* [Dataset extract]:
══════════════════════════════
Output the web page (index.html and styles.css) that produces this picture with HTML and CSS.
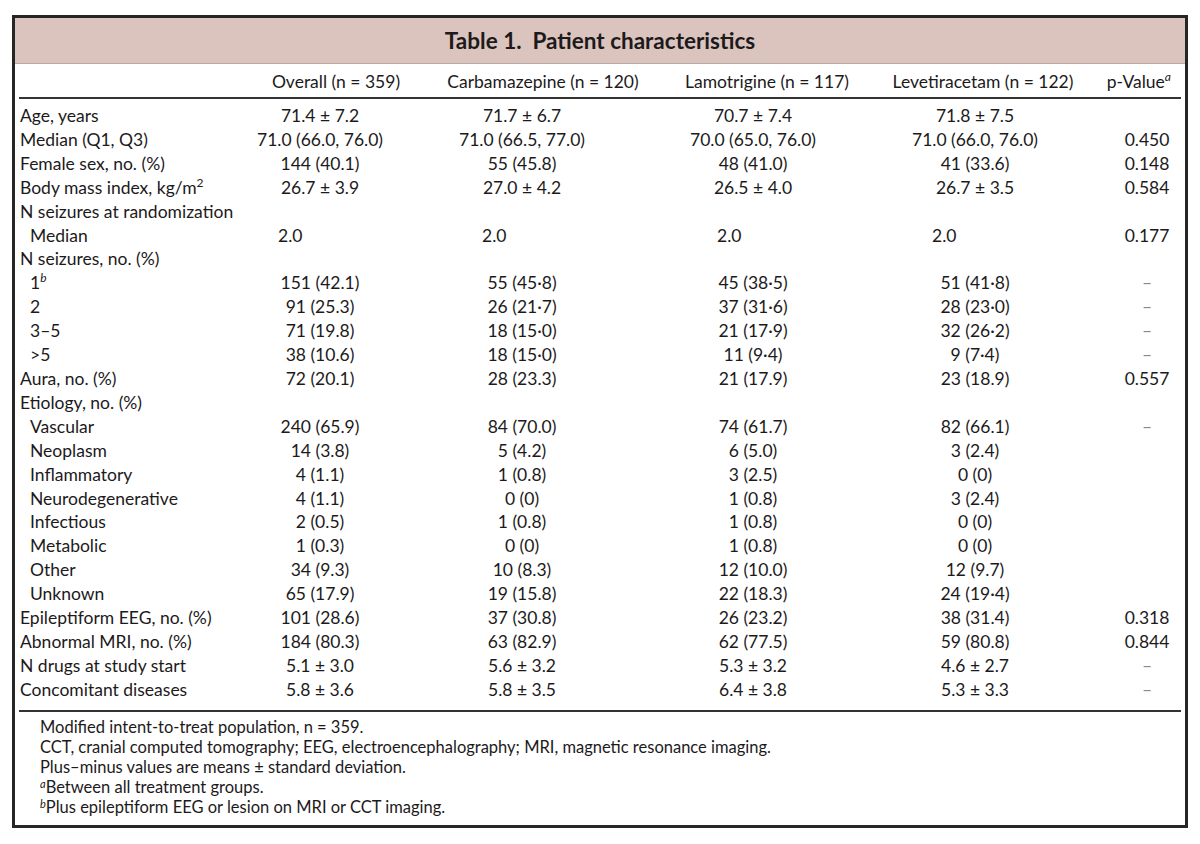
FILE: index.html
```html
<!DOCTYPE html>
<html lang="en">
<head>
<meta charset="utf-8">
<title>Table 1. Patient characteristics</title>
<link rel="stylesheet" href="styles.css">
</head>
<body>
<div class="frame">
  <div class="title">Table 1.&nbsp; Patient characteristics</div>
  <table class="data">
    <colgroup>
      <col class="c-label"><col class="c-all"><col class="c-cbz"><col class="c-ltg"><col class="c-lev"><col class="c-p">
    </colgroup>
    <thead>
      <tr>
        <th></th>
        <th>Overall (n = 359)</th>
        <th>Carbamazepine (n = 120)</th>
        <th>Lamotrigine (n = 117)</th>
        <th>Levetiracetam (n = 122)</th>
        <th class="p">p-Value<sup class="it">a</sup></th>
      </tr>
    </thead>
    <tbody>
      <tr class="first"><td>Age, years</td><td>71.4 ± 7.2</td><td>71.7 ± 6.7</td><td>70.7 ± 7.4</td><td>71.8 ± 7.5</td><td class="p"></td></tr>
      <tr><td>Median (Q1, Q3)</td><td>71.0 (66.0, 76.0)</td><td>71.0 (66.5, 77.0)</td><td>70.0 (65.0, 76.0)</td><td>71.0 (66.0, 76.0)</td><td class="p">0.450</td></tr>
      <tr><td>Female sex, no. (%)</td><td>144 (40.1)</td><td>55 (45.8)</td><td>48 (41.0)</td><td>41 (33.6)</td><td class="p">0.148</td></tr>
      <tr><td>Body mass index, kg/m<sup>2</sup></td><td>26.7 ± 3.9</td><td>27.0 ± 4.2</td><td>26.5 ± 4.0</td><td>26.7 ± 3.5</td><td class="p">0.584</td></tr>
      <tr><td>N seizures at randomization</td><td></td><td></td><td></td><td></td><td class="p"></td></tr>
      <tr class="sub left"><td>Median</td><td>2.0</td><td>2.0</td><td>2.0</td><td>2.0</td><td class="p">0.177</td></tr>
      <tr><td>N seizures, no. (%)</td><td></td><td></td><td></td><td></td><td class="p"></td></tr>
      <tr class="sub"><td>1<sup class="it">b</sup></td><td>151 (42.1)</td><td>55 (45·8)</td><td>45 (38·5)</td><td>51 (41·8)</td><td class="p dash">–</td></tr>
      <tr class="sub"><td>2</td><td>91 (25.3)</td><td>26 (21·7)</td><td>37 (31·6)</td><td>28 (23·0)</td><td class="p dash">–</td></tr>
      <tr class="sub"><td>3–5</td><td>71 (19.8)</td><td>18 (15·0)</td><td>21 (17·9)</td><td>32 (26·2)</td><td class="p dash">–</td></tr>
      <tr class="sub"><td>&gt;5</td><td>38 (10.6)</td><td>18 (15·0)</td><td>11 (9·4)</td><td>9 (7·4)</td><td class="p dash">–</td></tr>
      <tr><td>Aura, no. (%)</td><td>72 (20.1)</td><td>28 (23.3)</td><td>21 (17.9)</td><td>23 (18.9)</td><td class="p">0.557</td></tr>
      <tr><td>Etiology, no. (%)</td><td></td><td></td><td></td><td></td><td class="p"></td></tr>
      <tr class="sub"><td>Vascular</td><td>240 (65.9)</td><td>84 (70.0)</td><td>74 (61.7)</td><td>82 (66.1)</td><td class="p dash">–</td></tr>
      <tr class="sub"><td>Neoplasm</td><td>14 (3.8)</td><td>5 (4.2)</td><td>6 (5.0)</td><td>3 (2.4)</td><td class="p"></td></tr>
      <tr class="sub"><td>Inflammatory</td><td>4 (1.1)</td><td>1 (0.8)</td><td>3 (2.5)</td><td>0 (0)</td><td class="p"></td></tr>
      <tr class="sub"><td>Neurodegenerative</td><td>4 (1.1)</td><td>0 (0)</td><td>1 (0.8)</td><td>3 (2.4)</td><td class="p"></td></tr>
      <tr class="sub"><td>Infectious</td><td>2 (0.5)</td><td>1 (0.8)</td><td>1 (0.8)</td><td>0 (0)</td><td class="p"></td></tr>
      <tr class="sub"><td>Metabolic</td><td>1 (0.3)</td><td>0 (0)</td><td>1 (0.8)</td><td>0 (0)</td><td class="p"></td></tr>
      <tr class="sub"><td>Other</td><td>34 (9.3)</td><td>10 (8.3)</td><td>12 (10.0)</td><td>12 (9.7)</td><td class="p"></td></tr>
      <tr class="sub"><td>Unknown</td><td>65 (17.9)</td><td>19 (15.8)</td><td>22 (18.3)</td><td>24 (19·4)</td><td class="p"></td></tr>
      <tr><td>Epileptiform EEG, no. (%)</td><td>101 (28.6)</td><td>37 (30.8)</td><td>26 (23.2)</td><td>38 (31.4)</td><td class="p">0.318</td></tr>
      <tr><td>Abnormal MRI, no. (%)</td><td>184 (80.3)</td><td>63 (82.9)</td><td>62 (77.5)</td><td>59 (80.8)</td><td class="p">0.844</td></tr>
      <tr><td>N drugs at study start</td><td>5.1 ± 3.0</td><td>5.6 ± 3.2</td><td>5.3 ± 3.2</td><td>4.6 ± 2.7</td><td class="p dash">–</td></tr>
      <tr class="last"><td>Concomitant diseases</td><td>5.8 ± 3.6</td><td>5.8 ± 3.5</td><td>6.4 ± 3.8</td><td>5.3 ± 3.3</td><td class="p dash">–</td></tr>
    </tbody>
  </table>
  <div class="notes">
    <p>Modified intent-to-treat population, n = 359.</p>
    <p>CCT, cranial computed tomography; EEG, electroencephalography; MRI, magnetic resonance imaging.</p>
    <p>Plus–minus values are means ± standard deviation.</p>
    <p><sup class="it">a</sup>Between all treatment groups.</p>
    <p><sup class="it">b</sup>Plus epileptiform EEG or lesion on MRI or CCT imaging.</p>
  </div>
</div>
</body>
</html>
```

FILE: styles.css
```css
html, body {
  margin: 0;
  padding: 0;
  background: #ffffff;
}

body {
  font-family: "Lato", "Open Sans", "Liberation Sans", sans-serif;
  color: #1c1a1b;
  font-size: 17.5px;
}

.frame {
  box-sizing: border-box;
  width: 1176px;
  margin: 15px 0 0 12px;
  border: 3px solid #262626;
}

.title {
  height: 45px;
  line-height: 46px;
  background: #dbc3be;
  border-bottom: 1px solid #b9aaa7;
  text-align: center;
  font-weight: 700;
  font-size: 22.5px;
}

.data {
  width: 1162px;
  margin: 0 4px;
  border-collapse: collapse;
  table-layout: fixed;
}

.c-label { width: 231px; }
.c-all { width: 172px; }
.c-cbz { width: 242px; }
.c-ltg { width: 206px; }
.c-lev { width: 226px; }
.c-p { width: 85px; }

.data th {
  font-weight: 400;
  height: 32px;
  padding: 1px 0 0 0;
  text-align: center;
  white-space: nowrap;
  border-bottom: 2px solid #333333;
}

.data th.p {
  text-align: right;
  padding-right: 10px;
}

.data td {
  height: 23.9px;
  padding: 0;
  line-height: 23.9px;
  text-align: center;
  white-space: nowrap;
}

.data td:first-child {
  text-align: left;
  padding-left: 1px;
}

.data tr.sub td:first-child {
  padding-left: 11px;
}

.data td:nth-child(2) { padding-right: 32px; }
.data td:nth-child(3) { padding-right: 42px; }
.data td:nth-child(4) { padding-right: 28px; }
.data td:nth-child(5) { padding-right: 16px; }

.data td.p {
  text-align: center;
  padding-left: 17px;
}

.data td.dash {
  color: #8a8a8a;
}

.data tr.left td:nth-child(2) { text-align: left; padding: 0 0 0 28px; }
.data tr.left td:nth-child(3) { text-align: left; padding: 0 0 0 60px; }
.data tr.left td:nth-child(4) { text-align: left; padding: 0 0 0 53px; }
.data tr.left td:nth-child(5) { text-align: left; padding: 0 0 0 62px; }

.data tr.first td {
  height: 28.9px;
  padding-top: 5px;
  box-sizing: border-box;
}

.data tr.last td {
  border-bottom: 2px solid #333333;
  padding-bottom: 8px;
}

sup {
  font-size: 12px;
  line-height: 0;
  vertical-align: 7px;
}

sup.it {
  font-style: italic;
}

.notes {
  padding: 5px 0 8px 25px;
  font-size: 16.5px;
}

.notes p {
  margin: 0;
  line-height: 20px;
}

.notes sup {
  font-size: 11px;
  vertical-align: 5px;
}
```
══════════════════════════════
Using the listing, copy every line where the word "index" shows up.

* [Written answer]:
Output the web page (index.html and styles.css) that produces this picture with HTML and CSS.
FILE: index.html
      <tr><td>Body mass index, kg/m<sup>2</sup></td><td>26.7 ± 3.9</td><td>27.0 ± 4.2</td><td>26.5 ± 4.0</td><td>26.7 ± 3.5</td><td class="p">0.584</td></tr>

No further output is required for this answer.